Alors que l’enveloppe consacrée au budget d’investissement public augmente progressivement en volume depuis plus d’une décennie, le niveau de consommation de ce budget décroit parallèlement d’année en année. Fait étonnant dans un pays aux besoins aussi urgents qu’énormes et où il existe des localités qui ne disposent toujours pas en 2018 des moindres services sociaux de base.
Le Budget d’investissement public (BIP) pour l’exercice 2011 était de 677 milliards de FCfa. Il est passé à 792,2 milliards de FCfa en 2012, 1246 milliards de FCfa en
2015, 1525 milliards de FCfa en 2016. Il a atteint les sommets en 2017 avec une dotation globale de 1 586 milliards de Fcfa. Les statistiques officielles indiquent que ce budget, qui ne représentait que 18% de l’enveloppe budgétaire nationale en 2010, culmine désormais à 36% depuis 2016, soit
une progression de près de 20% sur une période de 6 ans
La hausse constante des montants alloués au Bip traduit a priori la volonté du gouvernement de répondre aux besoins du Cameroun en matière d’investissement et d’améliorer par conséquent des conditions de vie des citoyens. Le faible taux d’exécution de ce budget (systématiquement en deçà des prévisions) contraste toutefois avec cette noble ambition. Au premier trimestre 2018 par exemple, le budget d’investissement public n’a été exécuté qu’à 38% contre 54% l’année précédente à la même période soit une baisse de 14 points.
On dira que l’argent collecté auprès des contribuables n’a pu être dépensé pour améliorer l’éclairage public ou débarrasser les villes des montagnes d’immondices qui s’y amoncellent. On n’a pas « réussi » à l’investir dans la construction des centres de santé pour réduire le taux de prévalence du paludisme ou des maladies diarrhéiques dans quelques-uns de ces nombreuses localités sinistrées du pays où aller à l’hôpital est une affaire de riches. Pas besoin d’avoir fait des thèses de doctorat pour comprendre que si vous disposez de la ressource pour réaliser des projets et que vous ne l’utilisez pas ou n’utilisez que très peu, vous vous retrouvez au finish, avec des projets non réalisés et des ressources non consommées. Curieusement, en votant la prochaine loi de finances, on ne dira rien des fonds non dépensés de l’exerce précédent.
« L’argent des projets abreuve les réseaux obscurs de la corruption »

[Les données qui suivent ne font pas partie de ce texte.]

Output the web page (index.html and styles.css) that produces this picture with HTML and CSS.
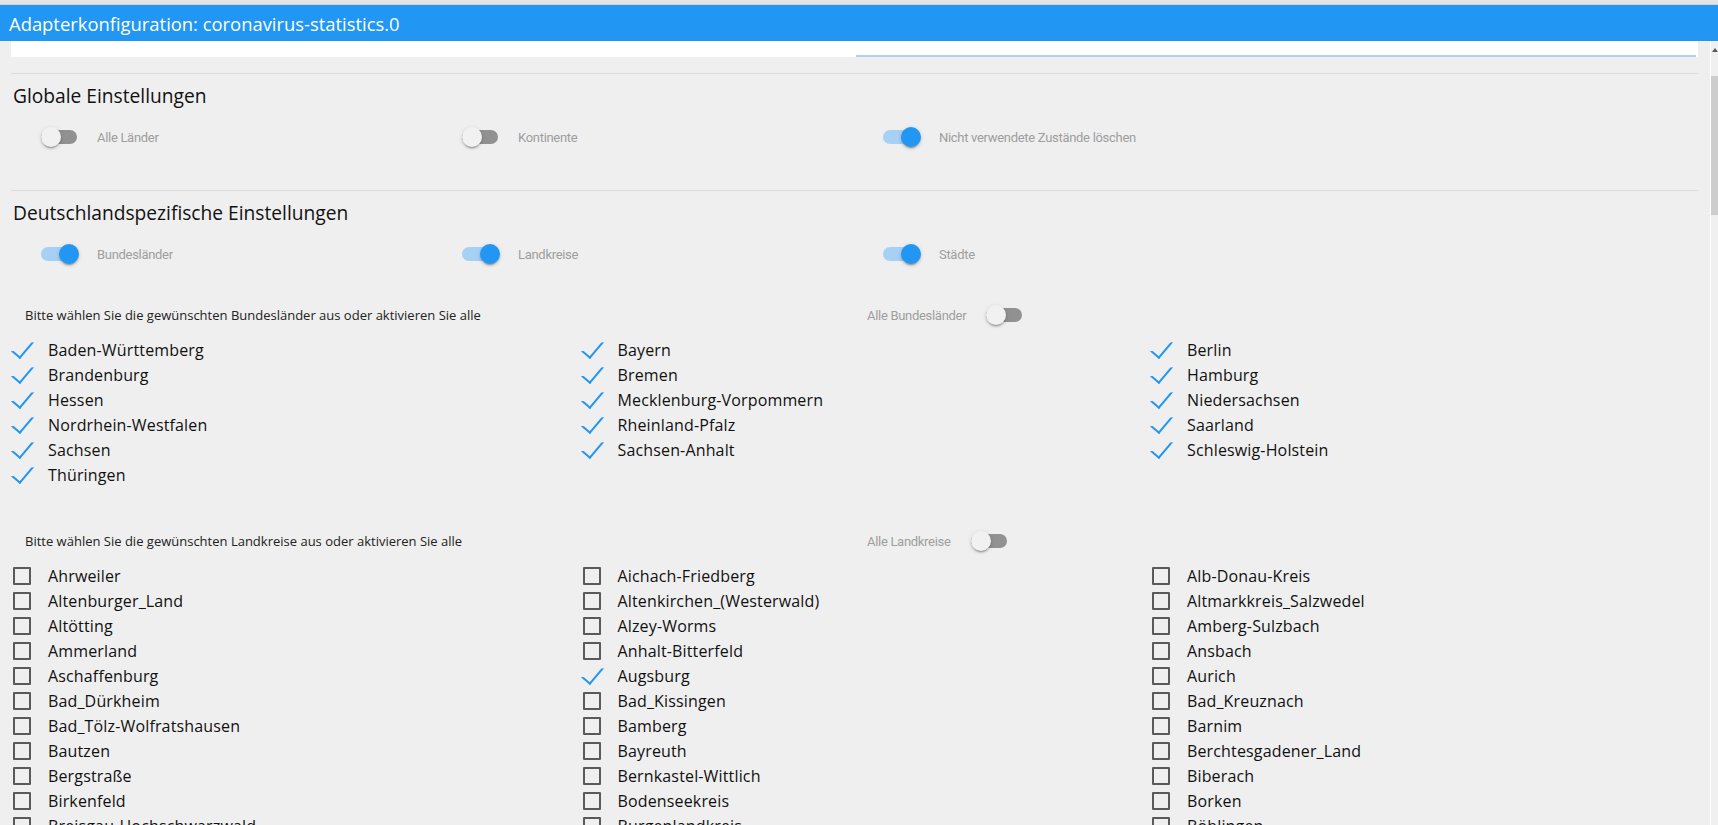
FILE: index.html
```html
<!DOCTYPE html>
<html lang="de">
<head>
<meta charset="utf-8">
<title>Adapterkonfiguration: coronavirus-statistics.0</title>
<link rel="stylesheet" href="styles.css">
</head>
<body>
<div class="topstrip"></div>
<header class="titlebar">Adapterkonfiguration: coronavirus-statistics.0</header>
<div class="main">
  <div class="content">
    <div class="tabstrip"><span class="tab-indicator"></span></div>

    <section class="section section-global">
      <h2 class="heading">Globale Einstellungen</h2>
      <div class="grid4 toggle-row">
        <div class="cell"><span class="lever"></span><span class="switch-label after">Alle Länder</span></div>
        <div class="cell"><span class="lever"></span><span class="switch-label after">Kontinente</span></div>
        <div class="cell"><span class="lever on"></span><span class="switch-label after">Nicht verwendete Zustände löschen</span></div>
      </div>
    </section>

    <section class="section section-de">
      <h2 class="heading">Deutschlandspezifische Einstellungen</h2>
      <div class="grid4 toggle-row">
        <div class="cell"><span class="lever on"></span><span class="switch-label after">Bundesländer</span></div>
        <div class="cell"><span class="lever on"></span><span class="switch-label after">Landkreise</span></div>
        <div class="cell"><span class="lever on"></span><span class="switch-label after">Städte</span></div>
      </div>

      <div class="grid4 sub-row sub-first">
        <div class="subtext">Bitte wählen Sie die gewünschten Bundesländer aus oder aktivieren Sie alle</div>
        <div class="cell"><span class="switch-label before">Alle Bundesländer</span><span class="lever"></span></div>
      </div>
      <div class="list">
        <span class="cb checked">Baden-Württemberg</span>
        <span class="cb checked">Bayern</span>
        <span class="cb checked">Berlin</span>
        <span class="cb checked">Brandenburg</span>
        <span class="cb checked">Bremen</span>
        <span class="cb checked">Hamburg</span>
        <span class="cb checked">Hessen</span>
        <span class="cb checked">Mecklenburg-Vorpommern</span>
        <span class="cb checked">Niedersachsen</span>
        <span class="cb checked">Nordrhein-Westfalen</span>
        <span class="cb checked">Rheinland-Pfalz</span>
        <span class="cb checked">Saarland</span>
        <span class="cb checked">Sachsen</span>
        <span class="cb checked">Sachsen-Anhalt</span>
        <span class="cb checked">Schleswig-Holstein</span>
        <span class="cb checked">Thüringen</span>
      </div>

      <div class="grid4 sub-row sub-second">
        <div class="subtext">Bitte wählen Sie die gewünschten Landkreise aus oder aktivieren Sie alle</div>
        <div class="cell"><span class="switch-label before">Alle Landkreise</span><span class="lever"></span></div>
      </div>
      <div class="list">
        <span class="cb">Ahrweiler</span>
        <span class="cb">Aichach-Friedberg</span>
        <span class="cb">Alb-Donau-Kreis</span>
        <span class="cb">Altenburger_Land</span>
        <span class="cb">Altenkirchen_(Westerwald)</span>
        <span class="cb">Altmarkkreis_Salzwedel</span>
        <span class="cb">Altötting</span>
        <span class="cb">Alzey-Worms</span>
        <span class="cb">Amberg-Sulzbach</span>
        <span class="cb">Ammerland</span>
        <span class="cb">Anhalt-Bitterfeld</span>
        <span class="cb">Ansbach</span>
        <span class="cb">Aschaffenburg</span>
        <span class="cb checked">Augsburg</span>
        <span class="cb">Aurich</span>
        <span class="cb">Bad_Dürkheim</span>
        <span class="cb">Bad_Kissingen</span>
        <span class="cb">Bad_Kreuznach</span>
        <span class="cb">Bad_Tölz-Wolfratshausen</span>
        <span class="cb">Bamberg</span>
        <span class="cb">Barnim</span>
        <span class="cb">Bautzen</span>
        <span class="cb">Bayreuth</span>
        <span class="cb">Berchtesgadener_Land</span>
        <span class="cb">Bergstraße</span>
        <span class="cb">Bernkastel-Wittlich</span>
        <span class="cb">Biberach</span>
        <span class="cb">Birkenfeld</span>
        <span class="cb">Bodenseekreis</span>
        <span class="cb">Borken</span>
        <span class="cb">Breisgau-Hochschwarzwald</span>
        <span class="cb">Burgenlandkreis</span>
        <span class="cb">Böblingen</span>
      </div>
    </section>
  </div>
  <div class="scrollbar">
    <span class="scroll-arrow"></span>
    <span class="scroll-thumb"></span>
  </div>
</div>
</body>
</html>
```
FILE: styles.css
```css
*,
*::before,
*::after {
  box-sizing: border-box;
}

html,
body {
  margin: 0;
  padding: 0;
}

body {
  height: 825px;
  overflow: hidden;
  background: #efefef;
  font-family: "Open Sans", "Noto Sans", sans-serif;
  color: #111;
}

.topstrip {
  height: 5px;
  background: #e3e3e3;
  border-bottom: 1px solid #d4d4d4;
}

.titlebar {
  height: 36px;
  padding: 2px 0 0 9px;
  background: #2196f3;
  color: #fff;
  font-size: 18.4px;
  line-height: 34px;
  white-space: nowrap;
}

.main {
  display: flex;
  height: 784px;
  overflow: hidden;
}

.content {
  flex: none;
  width: 1687px;
  margin-left: 11px;
}

.tabstrip {
  display: flex;
  align-items: flex-end;
  height: 16px;
  background: #fff;
}

.tab-indicator {
  width: 840px;
  height: 2px;
  margin-left: 845px;
  background: #a9d3f6;
}

.section {
  border-top: 1px solid #dcdcdc;
}

.section-global {
  margin-top: 16px;
  padding-bottom: 38px;
}

.heading {
  margin: 0;
  padding: 9px 0 0 2px;
  font-size: 19.2px;
  font-weight: 400;
  line-height: 26px;
  color: #111;
}

.grid4 {
  display: grid;
  grid-template-columns: repeat(4, 421px);
  align-items: center;
  height: 30px;
  padding-left: 2px;
}

.toggle-row {
  margin-top: 13px;
}

.sub-first {
  margin-top: 31px;
}

.sub-second {
  margin-top: 38px;
}

.cell {
  display: flex;
  align-items: center;
  padding-left: 12px;
}

.lever {
  position: relative;
  flex: none;
  width: 36px;
  height: 14px;
  margin: 0 16px;
  border-radius: 15px;
  background: #919191;
}

.lever::after {
  content: "";
  position: absolute;
  top: -3px;
  left: 0;
  width: 20px;
  height: 20px;
  border-radius: 50%;
  background: #f1f1f1;
  box-shadow: 0 3px 1px -2px rgba(0, 0, 0, 0.2), 0 2px 2px 0 rgba(0, 0, 0, 0.14), 0 1px 5px 0 rgba(0, 0, 0, 0.12);
}

.lever.on {
  background: #a6d0f4;
}

.lever.on::after {
  left: 18px;
  background: #2196f3;
}

.switch-label {
  font-family: Roboto, "Open Sans", sans-serif;
  font-size: 13px;
  letter-spacing: -0.3px;
  color: #9e9e9e;
  white-space: nowrap;
}

.switch-label.after {
  margin-left: 4px;
}

.switch-label.before {
  margin-right: 4px;
}

.subtext {
  grid-column: 1 / span 2;
  padding-left: 12px;
  font-size: 13px;
  color: #222;
  white-space: nowrap;
}

.list {
  display: grid;
  grid-template-columns: 569.5px 569.5px 1fr;
  margin-top: 8px;
  padding-left: 2px;
}

.cb {
  position: relative;
  display: block;
  height: 25px;
  padding-left: 35px;
  font-size: 16px;
  letter-spacing: 0.15px;
  line-height: 25px;
  color: #111;
  white-space: nowrap;
}

.cb::before {
  content: "";
  position: absolute;
  top: 0;
  left: 0;
  width: 18px;
  height: 18px;
  margin-top: 3px;
  border: 2px solid #5a5a5a;
  border-radius: 1px;
}

.cb.checked::before {
  top: -4px;
  left: -5px;
  width: 12px;
  height: 22px;
  border-radius: 0;
  border-top-color: transparent;
  border-left-color: transparent;
  border-right-color: #2196f3;
  border-bottom-color: #2196f3;
  transform: rotate(40deg);
  transform-origin: 100% 100%;
}

.scrollbar {
  display: flex;
  flex-direction: column;
  align-items: center;
  flex: none;
  width: 8px;
  margin-left: 12px;
  border-left: 1px solid #fff;
  background: #f0f0f0;
}

.scroll-arrow {
  width: 0;
  height: 0;
  margin-top: 7px;
  border-left: 3px solid transparent;
  border-right: 3px solid transparent;
  border-bottom: 4px solid #5a5a5a;
}

.scroll-thumb {
  align-self: stretch;
  height: 139px;
  margin-top: 24px;
  background: #cdcdcd;
}
```
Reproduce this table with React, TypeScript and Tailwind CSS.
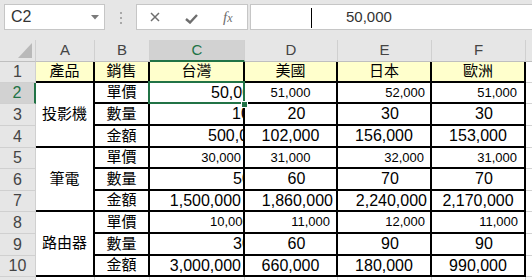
import React from 'react';

type Cell = { t: string; cls: string };

const big = 'text-[16px]';
const small = 'text-[13px]';
const qty = 'justify-center pl-[12px] text-[16px]';

const groups = [
    { name: '投影機', start: 2 },
    { name: '筆電', start: 5 },
    { name: '路由器', start: 8 },
];

const rows: { n: number; b: string; cells: Cell[] }[] = [
    {
        n: 2, b: '單價', cells: [
            { t: '50,000', cls: `${big} pl-[61px]` },
            { t: '51,000', cls: `${small} justify-center` },
            { t: '52,000', cls: `${small} justify-end pr-[5px]` },
            { t: '51,000', cls: `${small} justify-end pr-[7px]` },
        ]
    },
    {
        n: 3, b: '數量', cells: [
            { t: '10', cls: `${big} pl-[82px]` },
            { t: '20', cls: qty },
            { t: '30', cls: qty },
            { t: '30', cls: qty },
        ]
    },
    {
        n: 4, b: '金額', cells: [
            { t: '500,000', cls: `${big} pl-[58px]` },
            { t: '102,000', cls: `${big} justify-center` },
            { t: '156,000', cls: `${big} justify-center` },
            { t: '153,000', cls: `${big} justify-center` },
        ]
    },
    {
        n: 5, b: '單價', cells: [
            { t: '30,000', cls: `${small} justify-end pr-[2px]` },
            { t: '31,000', cls: `${small} justify-center` },
            { t: '32,000', cls: `${small} justify-end pr-[6px]` },
            { t: '31,000', cls: `${small} justify-end pr-[7px]` },
        ]
    },
    {
        n: 6, b: '數量', cells: [
            { t: '50', cls: `${big} pl-[83px]` },
            { t: '60', cls: qty },
            { t: '70', cls: qty },
            { t: '70', cls: qty },
        ]
    },
    {
        n: 7, b: '金額', cells: [
            { t: '1,500,000', cls: `${big} justify-end pr-[2px]` },
            { t: '1,860,000', cls: `${big} justify-end pr-[3px]` },
            { t: '2,240,000', cls: `${big} justify-end pr-[3px]` },
            { t: '2,170,000', cls: `${big} justify-center` },
        ]
    },
    {
        n: 8, b: '單價', cells: [
            { t: '10,000', cls: `${small} pl-[60px]` },
            { t: '11,000', cls: `${small} justify-end pr-[6px]` },
            { t: '12,000', cls: `${small} justify-end pr-[5px]` },
            { t: '11,000', cls: `${small} justify-end pr-[6px]` },
        ]
    },
    {
        n: 9, b: '數量', cells: [
            { t: '30', cls: `${big} pl-[83px]` },
            { t: '60', cls: qty },
            { t: '90', cls: qty },
            { t: '90', cls: qty },
        ]
    },
    {
        n: 10, b: '金額', cells: [
            { t: '3,000,000', cls: `${big} justify-end pr-[2px]` },
            { t: '660,000', cls: `${big} justify-center` },
            { t: '180,000', cls: `${big} justify-center` },
            { t: '990,000', cls: `${big} justify-center` },
        ]
    },
];

const headers = ['產品', '銷售', '台灣', '美國', '日本', '歐洲'];
const letters = ['A', 'B', 'C', 'D', 'E', 'F'];

const dataCell = 'flex items-center overflow-hidden whitespace-nowrap border-r-2 border-b-2 border-black text-black';
const cjk = 'text-[15px]';

const RowHead = ({ n }: { n: number }) => {
    const active = n === 2;
    return (
        <div
            className={
                active
                    ? 'flex items-center justify-center border-b border-b-[#d0d0d0] border-r-2 border-r-[#217346] bg-[#d2d2d2] text-[16px] text-[#217346]'
                    : 'flex items-center justify-center border-b border-r border-[#d0d0d0] bg-[#e6e6e6] text-[16px] text-[#444]'
            }
        >
            {n}
        </div>
    );
};

const App = () => {
    return (
        <div className="h-[280px] w-[532px] overflow-hidden bg-white font-['Liberation_Sans','Noto_Sans_CJK_TC',sans-serif]">
            {/* formula bar */}
            <div className="flex h-[40px] items-start bg-[#e6e6e6] pl-[4px] pt-[4px]">
                <div className="relative flex h-[26px] w-[101px] items-center border border-[#c6c6c6] bg-white pl-[6px] text-[16px] text-[#333]">
                    C2
                    <svg className="absolute right-[5px] top-[10px]" width="8" height="5" viewBox="0 0 8 5">
                        <path d="M0 0h8L4 4.5z" fill="#7a7a7a" />
                    </svg>
                </div>
                <div className="ml-[15px] mt-[8px] flex flex-col gap-[3px]">
                    <div className="h-[2px] w-[2px] bg-[#a8a8a8]" />
                    <div className="h-[2px] w-[2px] bg-[#a8a8a8]" />
                    <div className="h-[2px] w-[2px] bg-[#a8a8a8]" />
                </div>
                <div className="ml-[14px] flex h-[26px] w-[112px] items-center border border-[#c6c6c6] bg-white">
                    <svg className="ml-[13px]" width="10" height="10" viewBox="0 0 10 10">
                        <path d="M1 1L9 9M9 1L1 9" stroke="#6e6e6e" strokeWidth="1.5" />
                    </svg>
                    <svg className="ml-[25px] mt-[3px]" width="13" height="10" viewBox="0 0 13 10">
                        <path d="M1 5L5 8.5L12 1" stroke="#6e6e6e" strokeWidth="2.4" fill="none" />
                    </svg>
                    <span className="ml-[25px] font-['Liberation_Serif',serif] text-[15px] italic text-[#6e6e6e]">
                        f<span className="text-[12px]">x</span>
                    </span>
                </div>
                <div className="relative ml-[2px] flex h-[26px] flex-1 items-center border-y border-l border-[#c6c6c6] bg-white pl-[95px] text-[15px] text-[#333]">
                    <div className="absolute left-[60px] top-[3px] h-[20px] w-[1px] bg-black" />
                    50,000
                </div>
            </div>

            {/* sheet */}
            <div className="relative grid grid-cols-[36px_59px_55px_95px_93px_94px_94px_6px] grid-rows-[22px_21px_21px_22px_22px_21px_22px_21px_22px_22px_21px_22px]">
                {/* corner */}
                <div className="relative border-b border-r border-b-[#bfbfbf] border-r-[#d0d0d0] bg-[#e6e6e6]">
                    <svg className="absolute left-[18px] top-[3px]" width="14" height="15" viewBox="0 0 14 15">
                        <path d="M0 15H14V0z" fill="#b9b9b9" />
                    </svg>
                </div>
                {letters.map((l) => (
                    <div
                        key={l}
                        className={
                            l === 'C'
                                ? 'flex items-center justify-center border-r border-r-[#d0d0d0] border-b-2 border-b-[#217346] bg-[#d2d2d2] text-[15px] text-[#217346]'
                                : 'flex items-center justify-center border-b border-r border-b-[#bfbfbf] border-r-[#d0d0d0] bg-[#e6e6e6] text-[15px] text-[#444]'
                        }
                    >
                        {l}
                    </div>
                ))}
                <div className="border-b border-b-[#bfbfbf] bg-[#e6e6e6]" />

                {/* row 1 */}
                <RowHead n={1} />
                {headers.map((h) => (
                    <div key={h} className={`${dataCell} ${cjk} justify-center bg-[#ffffcc]`}>
                        {h}
                    </div>
                ))}
                <div className="border-b border-[#d4d4d4]" />

                {rows.map((r) => {
                    const g = groups.find((x) => x.start === r.n);
                    return (
                        <React.Fragment key={r.n}>
                            <RowHead n={r.n} />
                            {g && (
                                <div className={`${dataCell} ${cjk} row-span-3 justify-center bg-white`}>{g.name}</div>
                            )}
                            <div className={`${dataCell} ${cjk} justify-center bg-white`}>{r.b}</div>
                            {r.cells.map((c, i) => (
                                <div key={i} className={`${dataCell} ${c.cls} bg-white`}>
                                    {c.t}
                                </div>
                            ))}
                            <div className="border-b border-[#d4d4d4]" />
                        </React.Fragment>
                    );
                })}

                {/* row 11 */}
                <RowHead n={11} />
                <div className="border-r border-[#d4d4d4]" />
                <div className="border-r border-[#d4d4d4]" />
                <div className="border-r border-[#d4d4d4]" />
                <div className="border-r border-[#d4d4d4]" />
                <div className="border-r border-[#d4d4d4]" />
                <div className="border-r border-[#d4d4d4]" />
                <div />

                {/* active cell C2 */}
                <div className="pointer-events-none absolute left-[148px] top-[41px] h-[23px] w-[97px] border-2 border-[#217346]" />
                <div className="pointer-events-none absolute left-[241px] top-[61px] h-[7px] w-[7px] border border-white bg-[#217346]" />
            </div>
        </div>
    );
};

export default App;
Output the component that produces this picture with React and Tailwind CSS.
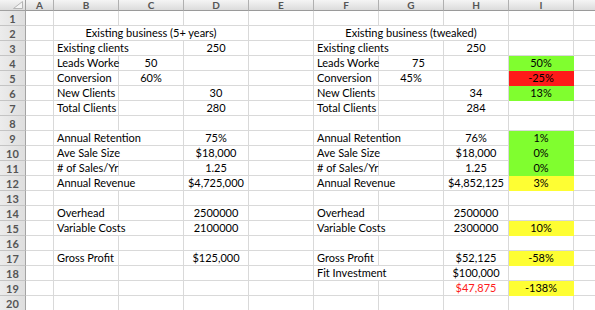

Le cirque dure depuis des années : on vote le budget, on alloue à l’investissement public des moyens qui ne sont que très peu utilisés, c’est cela la sous – consommation du Bip. Elle s’observe tant au plan national qu’au niveau des collectivités locales dont beaucoup préfèrent généralement retourner les ressources (parfois plus de la moitié), plutôt que d’investir dans les projets de développement. Effaré par cette incongruité, un journaliste de la Lettre de la bourse (100e édition) soutenait avec emphase : « nous payons chaque année toujours plus d’argent. Il sert forcément à abreuver les réseaux de la corruption. Si les ressources disponibles, auxquelles il faut ajouter l’aide multilatérale, étaient dépensées pour le développement du Cameroun, le curseur de l’émergence ne serait pas à l’horizon 2035, il serait beaucoup plus proche. »
Soulignons que l’investissement public a connu une forte chute entre 2016 et 2017, passant de 15 à 6%, selon un rapport de l’Institut national de la statistique (Ins)
Curieusement, en votant la prochaine loi de finances, on ne dira rien des fonds non dépensés de l’exerce précédent.